Their total on the season in the first period is now 16 goals, which ranks 6th in the NHL. They have scored three goals in the first period twice, matching last season’s total. They have scored two or more goals in the first period at home five times, already surpassing last year’s mark of three home games with multi-goal first periods.
3) Speaking of new beginnings, how about this power-play?
The Blues 30.8% success rate with the man-advantage ranks third in the NHL. They have scored a power-play goal in each of their last six games, their longest streak since recording a PP goal in 8 straight during January and February of 2013.
Vladimir Tarasenko’s four power-play goals ranks tied for 6th in the NHL, and O’Reilly’s eight power-play points rank tied for 10th. And with 7 power-play points, Vladdy is almost halfway to his total of 16 last season with the man-advantage.
4) Robert Thomas recorded his fourth assist in the nine games the Blues have played him, which now put them on the hot seat to decide his future for the rest of this year.

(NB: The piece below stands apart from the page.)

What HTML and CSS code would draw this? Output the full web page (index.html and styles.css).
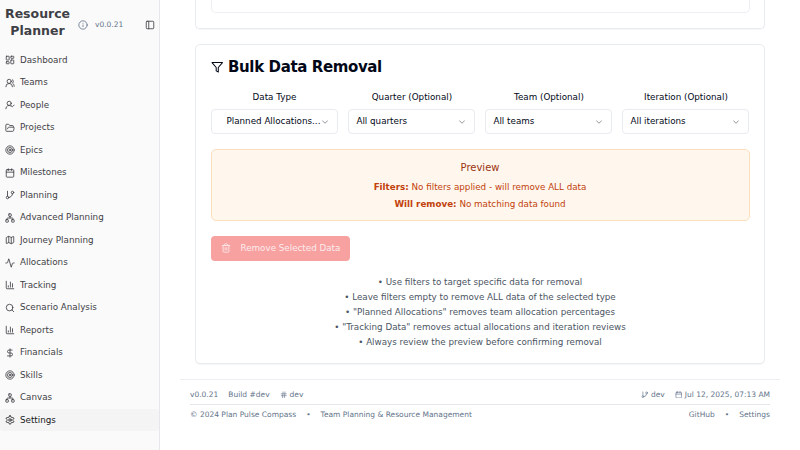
FILE: index.html
```html
<!DOCTYPE html>
<html lang="en">
<head>
<meta charset="utf-8">
<title>Resource Planner</title>
<link rel="stylesheet" href="styles.css">
</head>
<body>
<svg class="defs" width="0" height="0">
  <symbol id="info" viewBox="0 0 24 24"><circle cx="12" cy="12" r="10"/><path d="M12 16v-4M12 8h.01"/></symbol>
  <symbol id="panel" viewBox="0 0 24 24"><rect x="3" y="3" width="18" height="18" rx="2"/><path d="M9 3v18"/></symbol>
  <symbol id="dashboard" viewBox="0 0 24 24"><rect x="3" y="3" width="7" height="9" rx="1"/><rect x="14" y="3" width="7" height="5" rx="1"/><rect x="14" y="12" width="7" height="9" rx="1"/><rect x="3" y="16" width="7" height="5" rx="1"/></symbol>
  <symbol id="users" viewBox="0 0 24 24"><path d="M18 21a8 8 0 0 0-16 0"/><circle cx="10" cy="8" r="5"/><path d="M22 20c0-3.37-2-6.5-4-8a5 5 0 0 0-.45-8.3"/></symbol>
  <symbol id="person" viewBox="0 0 24 24"><path d="M2 21a8 8 0 0 1 13.292-6"/><circle cx="10" cy="8" r="5"/><path d="m16 14 2 2 4-4"/></symbol>
  <symbol id="folder" viewBox="0 0 24 24"><path d="m6 14 1.5-2.9A2 2 0 0 1 9.24 10H20a2 2 0 0 1 1.94 2.5l-1.54 6a2 2 0 0 1-1.95 1.5H4a2 2 0 0 1-2-2V5a2 2 0 0 1 2-2h3.9a2 2 0 0 1 1.69.9l.81 1.2a2 2 0 0 0 1.67.9H18a2 2 0 0 1 2 2v2"/></symbol>
  <symbol id="target" viewBox="0 0 24 24"><circle cx="12" cy="12" r="10"/><circle cx="12" cy="12" r="6"/><circle cx="12" cy="12" r="2"/></symbol>
  <symbol id="calendar" viewBox="0 0 24 24"><path d="M8 2v4M16 2v4M3 10h18"/><rect x="3" y="4" width="18" height="18" rx="2"/></symbol>
  <symbol id="branch" viewBox="0 0 24 24"><path d="M6 3v12"/><circle cx="18" cy="6" r="3"/><circle cx="6" cy="18" r="3"/><path d="M18 9a9 9 0 0 1-9 9"/></symbol>
  <symbol id="network" viewBox="0 0 24 24"><rect x="16" y="16" width="6" height="6" rx="1"/><rect x="2" y="16" width="6" height="6" rx="1"/><rect x="9" y="2" width="6" height="6" rx="1"/><path d="M5 16v-3a1 1 0 0 1 1-1h12a1 1 0 0 1 1 1v3M12 12V8"/></symbol>
  <symbol id="map" viewBox="0 0 24 24"><path d="M14.1 5.55a2 2 0 0 0 1.8 0l3.65-1.83A1 1 0 0 1 21 4.62v12.76a1 1 0 0 1-.55.9l-4.55 2.27a2 2 0 0 1-1.8 0l-4.2-2.1a2 2 0 0 0-1.8 0l-3.65 1.83A1 1 0 0 1 3 19.38V6.62a1 1 0 0 1 .55-.9L8.1 3.45a2 2 0 0 1 1.8 0zM15 5.76v15M9 3.24v15"/></symbol>
  <symbol id="activity" viewBox="0 0 24 24"><path d="M22 12h-2.48a2 2 0 0 0-1.93 1.46l-2.35 8.36a.25.25 0 0 1-.48 0L9.24 2.18a.25.25 0 0 0-.48 0l-2.35 8.36A2 2 0 0 1 4.49 12H2"/></symbol>
  <symbol id="chart" viewBox="0 0 24 24"><path d="M3 3v16a2 2 0 0 0 2 2h16M18 17V9M13 17V5M8 17v-3"/></symbol>
  <symbol id="search" viewBox="0 0 24 24"><circle cx="11" cy="11" r="8"/><path d="m21 21-4.3-4.3"/></symbol>
  <symbol id="dollar" viewBox="0 0 24 24"><path d="M12 2v20M17 5H9.5a3.5 3.5 0 0 0 0 7h5a3.5 3.5 0 0 1 0 7H6"/></symbol>
  <symbol id="settings" viewBox="0 0 24 24"><path d="M12.22 2h-.44a2 2 0 0 0-2 2v.18a2 2 0 0 1-1 1.73l-.43.25a2 2 0 0 1-2 0l-.15-.08a2 2 0 0 0-2.73.73l-.22.38a2 2 0 0 0 .73 2.73l.15.1a2 2 0 0 1 1 1.72v.51a2 2 0 0 1-1 1.74l-.15.09a2 2 0 0 0-.73 2.73l.22.38a2 2 0 0 0 2.73.73l.15-.08a2 2 0 0 1 2 0l.43.25a2 2 0 0 1 1 1.73V20a2 2 0 0 0 2 2h.44a2 2 0 0 0 2-2v-.18a2 2 0 0 1 1-1.73l.43-.25a2 2 0 0 1 2 0l.15.08a2 2 0 0 0 2.73-.73l.22-.39a2 2 0 0 0-.73-2.73l-.15-.08a2 2 0 0 1-1-1.74v-.5a2 2 0 0 1 1-1.74l.15-.09a2 2 0 0 0 .73-2.73l-.22-.38a2 2 0 0 0-2.73-.73l-.15.08a2 2 0 0 1-2 0l-.43-.25a2 2 0 0 1-1-1.73V4a2 2 0 0 0-2-2z"/><circle cx="12" cy="12" r="3"/></symbol>
  <symbol id="filter" viewBox="0 0 24 24"><path d="M22 3H2l8 9.46V19l4 2v-8.54z"/></symbol>
  <symbol id="chevron" viewBox="0 0 24 24"><path d="m6 9 6 6 6-6"/></symbol>
  <symbol id="trash" viewBox="0 0 24 24"><path d="M3 6h18M19 6v14a2 2 0 0 1-2 2H7a2 2 0 0 1-2-2V6M8 6V4a2 2 0 0 1 2-2h4a2 2 0 0 1 2 2v2M10 11v6M14 11v6"/></symbol>
  <symbol id="hash" viewBox="0 0 24 24"><path d="M4 9h16M4 15h16M10 3 8 21M16 3l-2 18"/></symbol>
</svg>
<div class="app">
  <aside class="sidebar">
    <header class="brand">
      <h1 class="brand-name">Resource Planner</h1>
      <div class="version"><svg class="icon"><use href="#info"/></svg><span>v0.0.21</span></div>
      <button class="toggle" aria-label="Toggle sidebar"><svg class="icon"><use href="#panel"/></svg></button>
    </header>
    <nav class="nav">
      <a class="nav-item"><svg class="icon"><use href="#dashboard"/></svg>Dashboard</a>
      <a class="nav-item"><svg class="icon"><use href="#users"/></svg>Teams</a>
      <a class="nav-item"><svg class="icon"><use href="#person"/></svg>People</a>
      <a class="nav-item"><svg class="icon"><use href="#folder"/></svg>Projects</a>
      <a class="nav-item"><svg class="icon"><use href="#target"/></svg>Epics</a>
      <a class="nav-item"><svg class="icon"><use href="#calendar"/></svg>Milestones</a>
      <a class="nav-item"><svg class="icon"><use href="#branch"/></svg>Planning</a>
      <a class="nav-item"><svg class="icon"><use href="#network"/></svg>Advanced Planning</a>
      <a class="nav-item"><svg class="icon"><use href="#map"/></svg>Journey Planning</a>
      <a class="nav-item"><svg class="icon"><use href="#activity"/></svg>Allocations</a>
      <a class="nav-item"><svg class="icon"><use href="#chart"/></svg>Tracking</a>
      <a class="nav-item"><svg class="icon"><use href="#search"/></svg>Scenario Analysis</a>
      <a class="nav-item"><svg class="icon"><use href="#chart"/></svg>Reports</a>
      <a class="nav-item"><svg class="icon"><use href="#dollar"/></svg>Financials</a>
      <a class="nav-item"><svg class="icon"><use href="#target"/></svg>Skills</a>
      <a class="nav-item"><svg class="icon"><use href="#network"/></svg>Canvas</a>
      <a class="nav-item active"><svg class="icon"><use href="#settings"/></svg>Settings</a>
    </nav>
  </aside>
  <main class="main">
    <section class="card card-tail"><div class="panel-tail"></div></section>
    <section class="card removal">
      <h2 class="card-title"><svg class="icon"><use href="#filter"/></svg>Bulk Data Removal</h2>
      <div class="filters">
        <div class="field"><label>Data Type</label><button class="select select-centered"><span>Planned Allocations...</span><svg class="icon"><use href="#chevron"/></svg></button></div>
        <div class="field"><label>Quarter (Optional)</label><button class="select"><span>All quarters</span><svg class="icon"><use href="#chevron"/></svg></button></div>
        <div class="field"><label>Team (Optional)</label><button class="select"><span>All teams</span><svg class="icon"><use href="#chevron"/></svg></button></div>
        <div class="field"><label>Iteration (Optional)</label><button class="select"><span>All iterations</span><svg class="icon"><use href="#chevron"/></svg></button></div>
      </div>
      <div class="preview">
        <h3>Preview</h3>
        <p><strong>Filters:</strong> No filters applied - will remove ALL data</p>
        <p><strong>Will remove:</strong> No matching data found</p>
      </div>
      <button class="remove"><svg class="icon"><use href="#trash"/></svg>Remove Selected Data</button>
      <div class="notes">
        <p>• Use filters to target specific data for removal</p>
        <p>• Leave filters empty to remove ALL data of the selected type</p>
        <p>• "Planned Allocations" removes team allocation percentages</p>
        <p>• "Tracking Data" removes actual allocations and iteration reviews</p>
        <p>• Always review the preview before confirming removal</p>
      </div>
    </section>
    <footer class="footer">
      <div class="footer-row">
        <div class="group"><span>v0.0.21</span><span>Build #dev</span><span class="meta"><svg class="icon"><use href="#hash"/></svg>dev</span></div>
        <div class="group"><span class="meta"><svg class="icon"><use href="#branch"/></svg>dev</span><span class="meta"><svg class="icon"><use href="#calendar"/></svg>Jul 12, 2025, 07:13 AM</span></div>
      </div>
      <div class="footer-row footer-legal">
        <div class="group"><span>© 2024 Plan Pulse Compass</span><span>•</span><span>Team Planning &amp; Resource Management</span></div>
        <div class="group"><span>GitHub</span><span>•</span><span>Settings</span></div>
      </div>
    </footer>
  </main>
</div>
</body>
</html>
```
FILE: styles.css
```css
* { box-sizing: border-box; }
html { font-size: 10px; }
body {
  margin: 0;
  height: 450px;
  overflow: hidden;
  background: #fff;
  color: #020817;
  font-family: "DejaVu Sans", sans-serif;
  font-size: 0.875rem;
  line-height: 1.25rem;
}
h1, h2, h3, p { margin: 0; }
button { font: inherit; color: inherit; margin: 0; }
.defs { position: absolute; }
.icon {
  width: 1rem;
  height: 1rem;
  flex: none;
  fill: none;
  stroke: currentColor;
  stroke-width: 2;
  stroke-linecap: round;
  stroke-linejoin: round;
}
.app { display: flex; height: 450px; }

.sidebar {
  width: 160px;
  flex: none;
  background: #fafafa;
  border-right: 1px solid #e5e7eb;
  color: #3f3f46;
}
.brand {
  display: flex;
  align-items: center;
  height: 48.75px;
  padding: 5px 4px 4px 5px;
}
.brand-name {
  width: 65px;
  margin-bottom: 6px;
  font-size: 1.25rem;
  line-height: 17px;
  font-weight: 700;
  text-align: center;
}
.version {
  display: flex;
  align-items: center;
  gap: 7.5px;
  margin-left: 7.5px;
  font-size: 0.75rem;
  color: #64748b;
}
.toggle {
  display: flex;
  margin-left: auto;
  padding: 0;
  border: 0;
  background: none;
}
.nav-item {
  display: flex;
  align-items: center;
  gap: 5px;
  height: 22.5px;
  padding: 0 5px;
}
.nav-item.active { background: #f4f4f5; color: #18181b; border-radius: 4px; }

.main { flex: 1; min-width: 0; padding: 0 20px; }
.card {
  margin: 0 15px;
  border: 1px solid #e8ebf0;
  border-radius: 5px;
  background: #fff;
  box-shadow: 0 1px 1px rgba(0, 0, 0, 0.04);
}
.card-tail { height: 28.5px; padding: 0 14.5px; border-top: 0; border-radius: 0 0 5px 5px; }
.panel-tail { height: 12.5px; border: 1px solid #eceef2; border-top: 0; border-radius: 0 0 5px 5px; }
.removal { height: 320px; margin-top: 15px; padding: 15px 14.5px 0; }
.card-title {
  display: flex;
  align-items: center;
  gap: 5px;
  height: 15px;
  font-size: 1.5rem;
  line-height: 1;
  font-weight: 600;
  letter-spacing: -0.025em;
}
.card-title .icon { width: 12.5px; height: 12.5px; }
.filters {
  display: grid;
  grid-template-columns: repeat(4, 1fr);
  gap: 10px;
  margin-top: 14px;
}
.field label { display: block; height: 20px; line-height: 16px; text-align: center; }
.select {
  display: flex;
  align-items: center;
  justify-content: space-between;
  width: 100%;
  height: 25px;
  padding: 1px 7px 0;
  border: 1px solid #e8ebf0;
  border-radius: 4px;
  background: #fff;
  white-space: nowrap;
}
.select .icon { opacity: 0.5; }
.select-centered { padding-left: 15px; }
.preview {
  height: 72px;
  margin-top: 15px;
  padding: 10px;
  border: 1px solid #fbdfbd;
  border-radius: 5px;
  background: #fff7ed;
  color: #c2410c;
  text-align: center;
}
.preview h3 {
  margin-bottom: 6px;
  font-size: 1rem;
  line-height: 15px;
  font-weight: 500;
  color: #9a3412;
}
.preview p + p { margin-top: 5px; }
.remove {
  display: flex;
  align-items: center;
  gap: 10px;
  height: 25px;
  margin-top: 15px;
  padding: 0 10px;
  border: 0;
  border-radius: 4px;
  background: #f7a1a1;
  color: #fcecec;
}
.notes { margin-top: 15px; color: #4b5563; text-align: center; }
.notes p { height: 15px; line-height: 12.5px; }

.footer {
  margin-top: 15px;
  border-top: 1px solid #eceef2;
  padding: 7px 10px;
  font-size: 0.75rem;
  line-height: 10px;
  color: #64748b;
}
.footer-row { display: flex; justify-content: space-between; height: 17px; align-items: center; }
.footer-row:first-child { padding-bottom: 1px; }
.footer-legal { border-top: 1px solid #e5e7eb; height: 21px; }
.group { display: flex; gap: 10px; }
.meta { display: flex; align-items: center; gap: 2.5px; }
.meta .icon { width: 7.5px; height: 7.5px; }
```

The Blues had this nine game trial period to decide whether to keep him on the NHL roster and have his entry level deal kick in, or send him back to his Junior league team.
To me he has done nothing to show he doesn’t belong. He carries a +2 on the season, and has only been a minus player once and that was in the team’s first game vs. the Winnipeg Jets, a 4-1 loss.

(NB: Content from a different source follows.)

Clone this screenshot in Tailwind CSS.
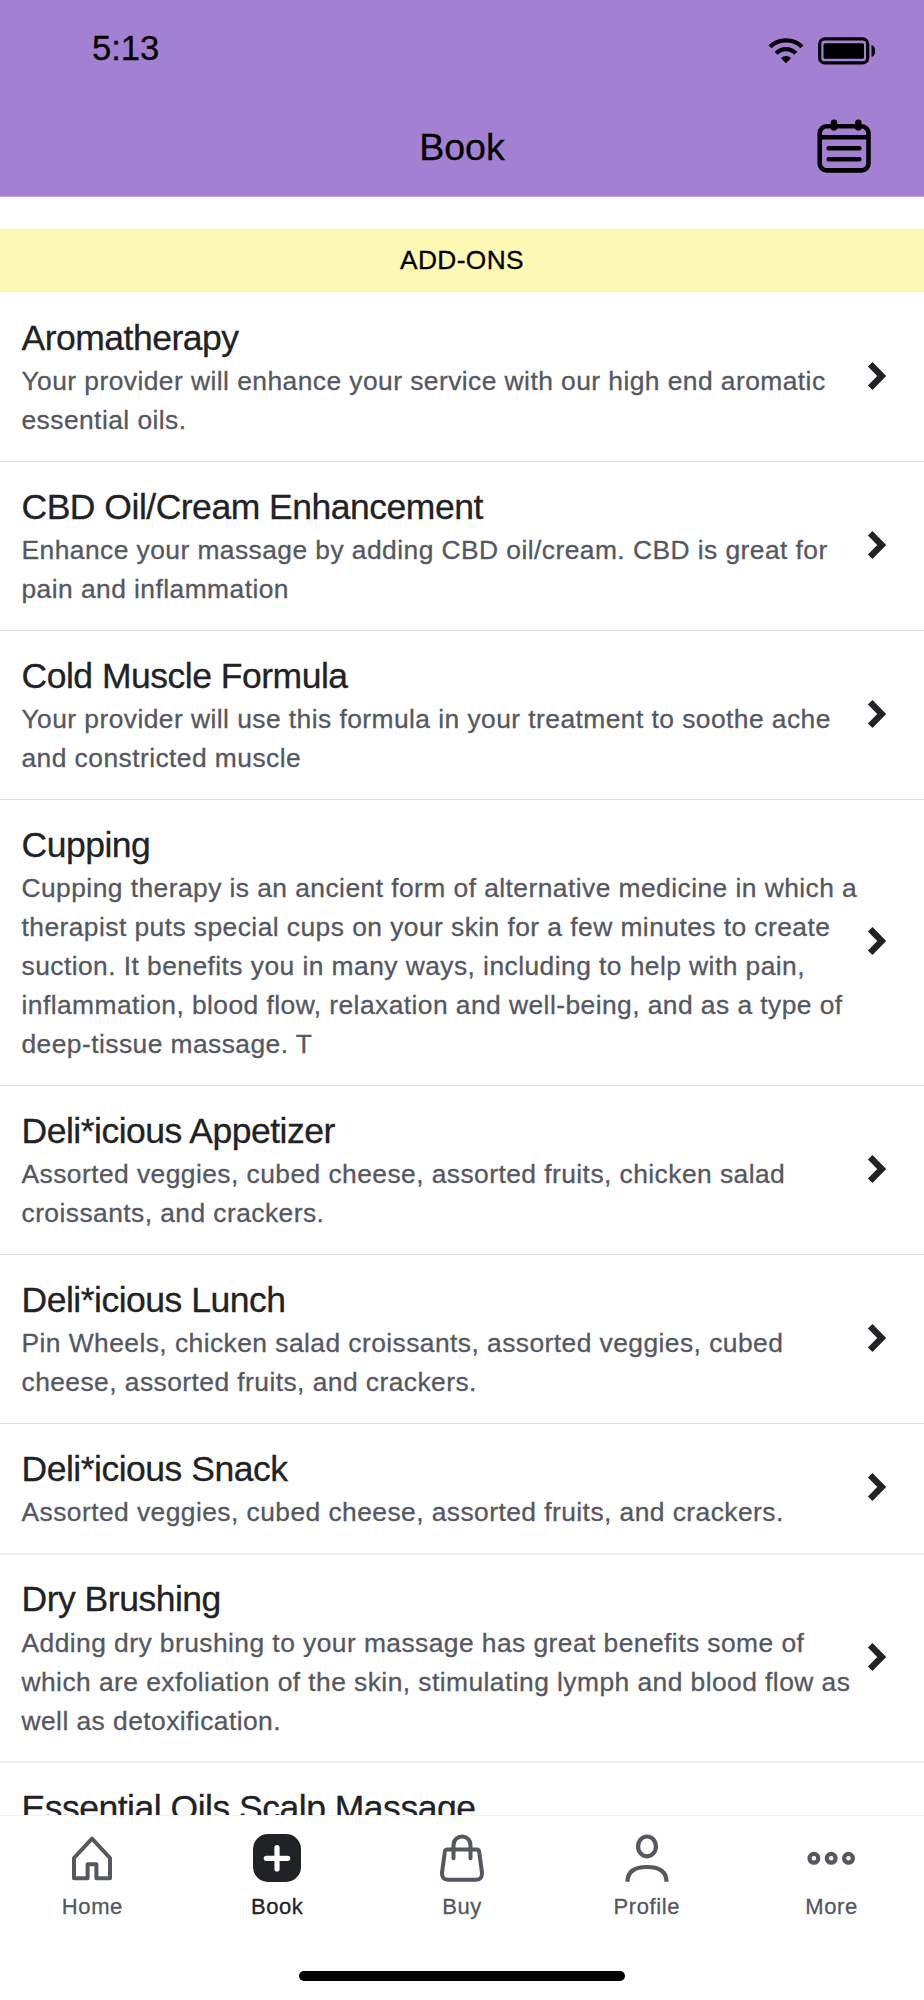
<!DOCTYPE html>
<html lang="en">
<head>
    <meta charset="UTF-8">
    <meta name="viewport" content="width=device-width, initial-scale=1.0">
    <title>Book</title>
    <script src="https://cdn.jsdelivr.net/npm/@tailwindcss/browser@4"></script>
</head>
<body class="bg-white font-['Liberation_Sans',Arial,sans-serif] text-[#212226] [-webkit-text-stroke:0.3px]">
    <div class="flex flex-col w-[924px] h-[2000px] overflow-hidden">
        <header class="shrink-0 h-[197px] bg-[#a480d2] border-b border-[#bfa5e0] text-black">
            <!-- Status bar -->
            <div class="flex items-center justify-between h-[98px] pl-[92px] pr-[48px]">
                <span class="pb-[3px] text-[34.6px] leading-10">5:13</span>
                <div class="flex items-center gap-[13.7px] pt-[3px]">
                    <svg width="36" height="28" viewBox="0 0 36 28" fill="none" stroke="#000" stroke-width="4.2">
                        <path d="M2 9.8C10.5 1.2 25.5 1.2 34 9.8" />
                        <path d="M8.2 16.4C13.6 10.8 22.4 10.8 27.8 16.4" />
                        <path d="M13 21.3C15.8 18.3 20.2 18.3 23 21.3L18 26.3Z" fill="#000" stroke="none" />
                    </svg>
                    <svg width="58" height="28" viewBox="0 0 58 28" fill="none">
                        <rect x="1.7" y="1.9" width="48" height="24" rx="5" stroke="#000" stroke-width="3.2" />
                        <rect x="5.5" y="6.2" width="40.5" height="15.5" rx="1.5" fill="#000" />
                        <path d="M53.5 8C58.4 9 58.4 19 53.5 20Z" fill="#000" />
                    </svg>
                </div>
            </div>
            <!-- Title bar -->
            <div class="grid grid-cols-3 items-center h-[98px] px-[52px]">
                <span></span>
                <h1 class="text-center text-[37.6px] leading-[44px]">Book</h1>
                <svg class="justify-self-end" width="56" height="56" viewBox="0 0 56 56" fill="none" stroke="#000" stroke-width="4.6" stroke-linecap="round">
                    <rect x="3.7" y="7.3" width="48.8" height="44.1" rx="7" />
                    <path d="M5 18.3H51" />
                    <path d="M12.7 29.3H43.3M12.7 40.3H43.3" />
                    <path d="M18 3.6V8.4M42.3 3.6V8.4" stroke-width="6.4" />
                </svg>
            </div>
        </header>

        <main class="flex-1 min-h-0 overflow-hidden pt-8">
            <h2 class="flex items-center justify-center h-[63px] bg-[#fef8b5] text-black text-[26.3px] tracking-[0.4px]">ADD-ONS</h2>
            <ul id="services" class="pt-px"></ul>
        </main>

        <nav class="shrink-0 h-[185px] border-t border-[#f2f2f3] text-[#555761] text-[22px] tracking-[0.6px] [font-variant-ligatures:none]">
            <div class="grid grid-cols-5 pt-[16.5px]">
                <a class="flex flex-col items-center gap-[12px]">
                    <svg width="50" height="50" viewBox="0 0 50 50" fill="none" stroke="currentColor" stroke-width="4" stroke-linejoin="round">
                        <path d="M25 5.7L43 25V45.3H29.4V31.2H20.6V45.3H7V25Z" />
                    </svg>
                    <span class="leading-6">Home</span>
                </a>
                <a class="flex flex-col items-center gap-[12px] text-[#212226]">
                    <svg width="50" height="50" viewBox="0 0 50 50" fill="none">
                        <rect x="1" y="1" width="48" height="48" rx="15" fill="currentColor" />
                        <path d="M25 14.6V36M14.3 25.3H35.7" stroke="#fff" stroke-width="5.2" stroke-linecap="round" />
                    </svg>
                    <span class="leading-6">Book</span>
                </a>
                <a class="flex flex-col items-center gap-[12px]">
                    <svg width="50" height="50" viewBox="0 0 50 50" fill="none" stroke="currentColor" stroke-width="4" stroke-linecap="round" stroke-linejoin="round">
                        <path d="M10.5 16.5H39.5Q41.9 16.5 42.2 18.9L45 39.7Q45.4 46.7 39 46.7H11Q4.6 46.7 5 39.7L7.8 18.9Q8.1 16.5 10.5 16.5Z" />
                        <path d="M16.5 25.2V12.4C16.5 0.6 33.5 0.6 33.5 12.4V25.2" />
                    </svg>
                    <span class="leading-6">Buy</span>
                </a>
                <a class="flex flex-col items-center gap-[12px]">
                    <svg width="50" height="50" viewBox="0 0 50 50" fill="none" stroke="currentColor" stroke-width="4.2">
                        <ellipse cx="25" cy="13.4" rx="8.9" ry="9.9" />
                        <path d="M5.5 48.8C5.5 38.5 12 34 25 34S44.5 38.5 44.5 48.8" />
                    </svg>
                    <span class="leading-6">Profile</span>
                </a>
                <a class="flex flex-col items-center gap-[12px]">
                    <svg width="50" height="50" viewBox="0 0 50 50" fill="none" stroke="currentColor" stroke-width="4.2">
                        <circle cx="6.9" cy="25.3" r="4.4" />
                        <circle cx="24.2" cy="25.3" r="4.4" />
                        <circle cx="41.5" cy="25.3" r="4.4" />
                    </svg>
                    <span class="leading-6">More</span>
                </a>
            </div>
            <div class="mx-auto mt-[52.5px] w-[326px] h-[10px] rounded-full bg-black"></div>
        </nav>
    </div>

    <script>
        const services = [
            { name: 'Aromatherapy', lines: ['Your provider will enhance your service with our high end aromatic', 'essential oils.'] },
            { name: 'CBD Oil/Cream Enhancement', lines: ['Enhance your massage by adding CBD oil/cream. CBD is great for', 'pain and inflammation'] },
            { name: 'Cold Muscle Formula', lines: ['Your provider will use this formula in your treatment to soothe ache', 'and constricted muscle'] },
            { name: 'Cupping', lines: ['Cupping therapy is an ancient form of alternative medicine in which a', 'therapist puts special cups on your skin for a few minutes to create', 'suction. It benefits you in many ways, including to help with pain,', 'inflammation, blood flow, relaxation and well-being, and as a type of', 'deep-tissue massage. T'] },
            { name: 'Deli*icious Appetizer', lines: ['Assorted veggies, cubed cheese, assorted fruits, chicken salad', 'croissants, and crackers.'] },
            { name: 'Deli*icious Lunch', lines: ['Pin Wheels, chicken salad croissants, assorted veggies, cubed', 'cheese, assorted fruits, and crackers.'] },
            { name: 'Deli*icious Snack', soft: true, lines: ['Assorted veggies, cubed cheese, assorted fruits, and crackers.'] },
            { name: 'Dry Brushing', soft: true, lines: ['Adding dry brushing to your massage has great benefits some of', 'which are exfoliation of the skin, stimulating lymph and blood flow as', 'well as detoxification.'] },
            { name: 'Essential Oils Scalp Massage', lines: ['', '', ''] }
        ];

        document.getElementById('services').innerHTML = services.map(service => `
            <li class="flex items-center justify-between pl-[21.5px] pr-[37px] pt-[23.5px] ${service.soft ? 'pb-[20.5px] border-b-2 border-[#ededee]' : 'pb-[21px] border-b border-[#dddde1]'}">
                <div>
                    <h3 class="text-[35.5px] leading-[43px] tracking-[-0.49px]">${service.name}</h3>
                    <p class="mt-[2.5px] text-[26.4px] leading-[39px] tracking-[0.44px] [font-variant-ligatures:none] text-[#555761] whitespace-nowrap">${service.lines.join('<br>')}</p>
                </div>
                <svg class="mb-[5px]" width="20" height="30" viewBox="0 0 20 30" fill="none" stroke="#212226" stroke-width="6.4">
                    <path d="M3.2 3.3L14.7 15L3.2 26.7" />
                </svg>
            </li>
        `).join('');
    </script>
</body>
</html>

However, there is one caveat. If he stays, he has to play more than just 9:25 per night. That average is the lowest of any Blues player who has suited up for 5 or more games this season.
5) Finally, a hat tip to Alexander Steen who moved into a tie for sixth place on the Blues all-times points list with his assist on O’Reilly’s empty-net goal.
Who is he tied with?
None other than his long-time friend and former teammate David Backes, who had 460 points in 727 games donning the Blue Note. Steen reached this milestone in just 658 games, and is now 33 points behind Pavol Demitra for fifth all-time on that list.
For all the moaning and groaning I do about Steen, who has lost a step at 34, he is still one of Armstrong’s best moves as manager of the Blues…which feels like a fitting end to this piece.